Funny you mentioned BLAS, since Dlang BLAS implementation has also surpassed the run-of-the-mill high performance BLAS library that these scripting languages can only dream of (Matlab calling the 3rd party Fortran codes no less) [2].
[1] Saving Money by Switching from PHP to D:
https://dlang.org/blog/2019/09/30/saving-money-by-switching-...
[2] Numeric age for D: Mir GLAS is faster than OpenBLAS and Eigen:
http://blog.mir.dlang.io/glas/benchmark/openblas/2016/09/23/...

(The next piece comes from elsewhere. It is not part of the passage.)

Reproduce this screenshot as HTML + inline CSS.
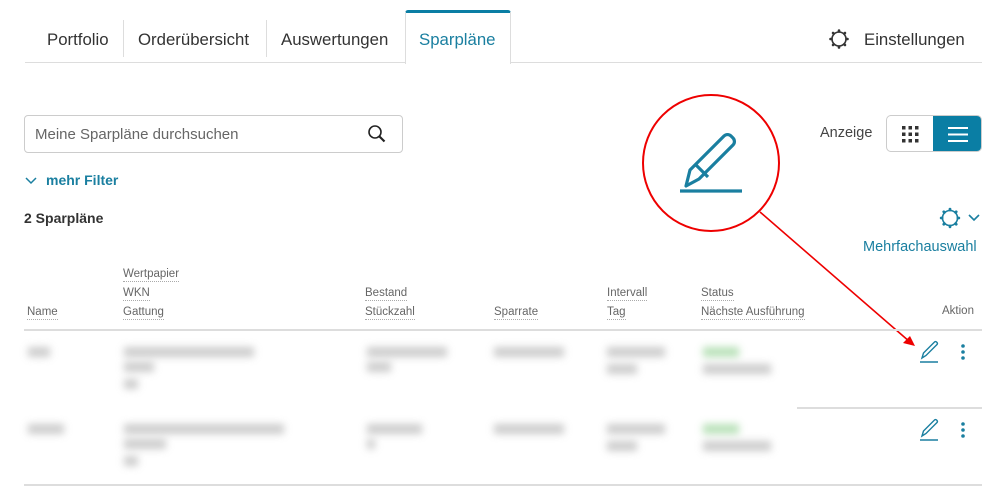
<!DOCTYPE html>
<html><head><meta charset="utf-8"><style>
*{margin:0;padding:0;box-sizing:border-box}
body{width:998px;height:496px;background:#fff;font-family:"Liberation Sans",sans-serif;position:relative;overflow:hidden;color:#333}
.a{position:absolute;white-space:nowrap}
.tab{font-size:16.8px;color:#333;top:30px}
.sep{position:absolute;top:20px;width:1px;height:37px;background:#ddd}
.h{font-size:11.5px;color:#666;border-bottom:1px dotted #aaa;line-height:14px}
.bl{position:absolute;background:#aaa;filter:blur(4px);opacity:.6;height:10px}
.teal{color:#1a7fa0}
</style></head><body>
<div class="a" style="left:25px;top:62px;width:957px;height:1px;background:#ddd"></div>
<div class="a tab" style="left:47px">Portfolio</div>
<div class="sep" style="left:123px"></div>
<div class="a tab" style="left:138px">Orderübersicht</div>
<div class="sep" style="left:266px"></div>
<div class="a tab" style="left:281px">Auswertungen</div>
<div class="a" style="left:405px;top:10px;width:106px;height:54px;background:#fff;border:1px solid #ddd;border-top:3px solid #0a7ea4;border-bottom:none;border-radius:3px 3px 0 0"></div>
<div class="a tab teal" style="left:419px">Sparpläne</div>
<svg class="a" style="left:828px;top:28px" width="22" height="22" viewBox="0 0 22 22" fill="none" stroke="#333" stroke-width="1.6"><circle cx="11" cy="11" r="7"/><g stroke-width="2.6" stroke-linecap="round"><path d="M11 2.5v1M11 18.5v1M2.5 11h1M18.5 11h1M5 5l.7.7M16.3 16.3l.7.7M5 17l.7-.7M16.3 5.7L17 5"/></g></svg>
<div class="a tab" style="left:864px">Einstellungen</div>

<div class="a" style="left:24px;top:115px;width:379px;height:38px;border:1px solid #ccc;border-radius:4px"></div>
<div class="a" style="left:35px;top:126px;font-size:15px;color:#666">Meine Sparpläne durchsuchen</div>
<svg class="a" style="left:366px;top:123px" width="22" height="22" viewBox="0 0 22 22" fill="none" stroke="#222" stroke-width="1.6"><circle cx="9" cy="9" r="6"/><path d="M13.5 13.5l5 5" stroke-width="2.2"/></svg>
<svg class="a" style="left:25px;top:177px" width="12" height="8" viewBox="0 0 12 8" fill="none" stroke="#1a7fa0" stroke-width="1.5"><path d="M1 1l5 5 5-5"/></svg>
<div class="a teal" style="left:46px;top:172px;font-size:14px;font-weight:bold">mehr Filter</div>
<div class="a" style="left:24px;top:210px;font-size:14px;font-weight:bold;color:#333">2 Sparpläne</div>

<div class="a" style="left:820px;top:125px;font-size:14.5px;color:#444">Anzeige</div>
<div class="a" style="left:886px;top:115px;width:96px;height:37px;border:1px solid #ccc;border-radius:5px;overflow:hidden">
<div style="position:absolute;right:0;top:0;width:48px;height:37px;background:#0a7ea4"></div>
<svg style="position:absolute;left:15px;top:10px" width="17" height="17" viewBox="0 0 17 17" fill="#333"><rect x="0" y="0" width="3.5" height="3.5"/><rect x="6.5" y="0" width="3.5" height="3.5"/><rect x="13" y="0" width="3.5" height="3.5"/><rect x="0" y="6.5" width="3.5" height="3.5"/><rect x="6.5" y="6.5" width="3.5" height="3.5"/><rect x="13" y="6.5" width="3.5" height="3.5"/><rect x="0" y="13" width="3.5" height="3.5"/><rect x="6.5" y="13" width="3.5" height="3.5"/><rect x="13" y="13" width="3.5" height="3.5"/></svg>
<svg style="position:absolute;left:61px;top:10px" width="20" height="17" viewBox="0 0 20 17" stroke="#fff" stroke-width="2"><path d="M0 2h20M0 8.5h20M0 15h20"/></svg>
</div>

<svg class="a" style="left:938px;top:207px" width="46" height="22" viewBox="0 0 46 22" fill="none" stroke="#1a7fa0" stroke-width="1.6"><circle cx="12" cy="11" r="7.5"/><g stroke-width="2.8" stroke-linecap="round"><path d="M12 2.2v.8M12 19v.8M3.2 11h.8M20 11h.8M5.8 4.8l.6.6M17.6 16.6l.6.6M5.8 17.2l.6-.6M17.6 5.4l.6-.6"/></g><path d="M31 8l5 5 5-5"/></svg>
<div class="a teal" style="left:863px;top:239px;font-size:14.5px">Mehrfachauswahl</div>

<svg class="a" style="left:0;top:0" width="998" height="496" fill="none">
<circle cx="711" cy="163" r="68" stroke="#e00" stroke-width="2"/>
<path d="M760 212L910 342" stroke="#e00" stroke-width="1.6"/>
<path d="M915 346l-12-3 7-7z" fill="#e00"/>
<g stroke="#1a7fa0" stroke-width="3.2" stroke-linejoin="round"><path d="M686 186l4-16 34-34a5 5 0 0 1 7 0l2 2a5 5 0 0 1 0 7l-34 34z"/><path d="M696 165l12 12"/><path d="M680 191h62"/></g>
</svg>

<div class="a h" style="left:123px;top:267px">Wertpapier</div>
<div class="a h" style="left:123px;top:286px">WKN</div>
<div class="a h" style="left:27px;top:305px">Name</div>
<div class="a h" style="left:123px;top:305px">Gattung</div>
<div class="a h" style="left:365px;top:286px">Bestand</div>
<div class="a h" style="left:365px;top:305px">Stückzahl</div>
<div class="a h" style="left:494px;top:305px">Sparrate</div>
<div class="a h" style="left:607px;top:286px">Intervall</div>
<div class="a h" style="left:607px;top:305px">Tag</div>
<div class="a h" style="left:701px;top:286px">Status</div>
<div class="a h" style="left:701px;top:305px">Nächste Ausführung</div>
<div class="a" style="left:942px;top:305px;font-size:11.5px;color:#666">Aktion</div>
<div class="a" style="left:24px;top:329px;width:958px;height:2px;background:#ddd"></div>
<div class="a" style="left:797px;top:407px;width:185px;height:2px;background:#ddd"></div>
<div class="a" style="left:24px;top:484px;width:958px;height:2px;background:#ddd"></div>

<div class="bl" style="left:28px;top:347px;width:22px"></div>
<div class="bl" style="left:124px;top:347px;width:130px"></div>
<div class="bl" style="left:124px;top:362px;width:30px"></div>
<div class="bl" style="left:124px;top:379px;width:14px"></div>
<div class="bl" style="left:367px;top:347px;width:80px"></div>
<div class="bl" style="left:367px;top:362px;width:24px"></div>
<div class="bl" style="left:494px;top:347px;width:70px"></div>
<div class="bl" style="left:607px;top:347px;width:58px"></div>
<div class="bl" style="left:607px;top:364px;width:30px"></div>
<div class="bl" style="left:703px;top:347px;width:36px;background:#8c8"></div>
<div class="bl" style="left:703px;top:364px;width:68px"></div>

<div class="bl" style="left:28px;top:424px;width:36px"></div>
<div class="bl" style="left:124px;top:424px;width:160px"></div>
<div class="bl" style="left:124px;top:439px;width:42px"></div>
<div class="bl" style="left:124px;top:456px;width:14px"></div>
<div class="bl" style="left:367px;top:424px;width:55px"></div>
<div class="bl" style="left:367px;top:439px;width:8px"></div>
<div class="bl" style="left:494px;top:424px;width:70px"></div>
<div class="bl" style="left:607px;top:424px;width:58px"></div>
<div class="bl" style="left:607px;top:441px;width:30px"></div>
<div class="bl" style="left:703px;top:424px;width:36px;background:#8c8"></div>
<div class="bl" style="left:703px;top:441px;width:68px"></div>

<svg class="a" style="left:918px;top:340px" width="56" height="24" viewBox="0 0 56 24" fill="none" stroke="#1a7fa0" stroke-width="1.4"><path d="M4 18l1.5-5 11-11a1.5 1.5 0 0 1 2 0l.5.5a1.5 1.5 0 0 1 0 2l-11 11z"/><path d="M2 22h18"/><g fill="#1a7fa0" stroke="none"><circle cx="45" cy="6" r="1.8"/><circle cx="45" cy="12" r="1.8"/><circle cx="45" cy="18" r="1.8"/></g></svg>
<svg class="a" style="left:918px;top:418px" width="56" height="24" viewBox="0 0 56 24" fill="none" stroke="#1a7fa0" stroke-width="1.4"><path d="M4 18l1.5-5 11-11a1.5 1.5 0 0 1 2 0l.5.5a1.5 1.5 0 0 1 0 2l-11 11z"/><path d="M2 22h18"/><g fill="#1a7fa0" stroke="none"><circle cx="45" cy="6" r="1.8"/><circle cx="45" cy="12" r="1.8"/><circle cx="45" cy="18" r="1.8"/></g></svg>
</body></html>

zelphirkalt 30 minutes ago |
One general problem or challenge with statically strongly typed languages is, that one can quick get to a local optimum, but that local optimum might lack some flexibility, that is needed later on, only discovered after some usage and seeing many use cases. Then a big refactoring is ahead, possibly even of the core types of the project. If that is allowed and introducing such flexibility thought of, it often happens, that expressing it in types becomes quite complex, which, without a lot of care, will impact the user of the project. The user needs to adhere to the same types and there might then be quite some ceremony around making something of the correct type, to use it with the project.
It is safer, but it is not without its downsides. It demands a careful design to make something people will enjoy using.
manudaro 6 hours ago |
The Clojure tablecloth performance numbers here are pretty surprising, usually see Python/polars dominating these benchmarks. Been running similar transformations on transit data feeds and polars consistently outperforms pandas by 3x-5x on the group-by operations, but hadn't considered Clojure for the pipeline. Anyone actually using tablecloth in production data workflows?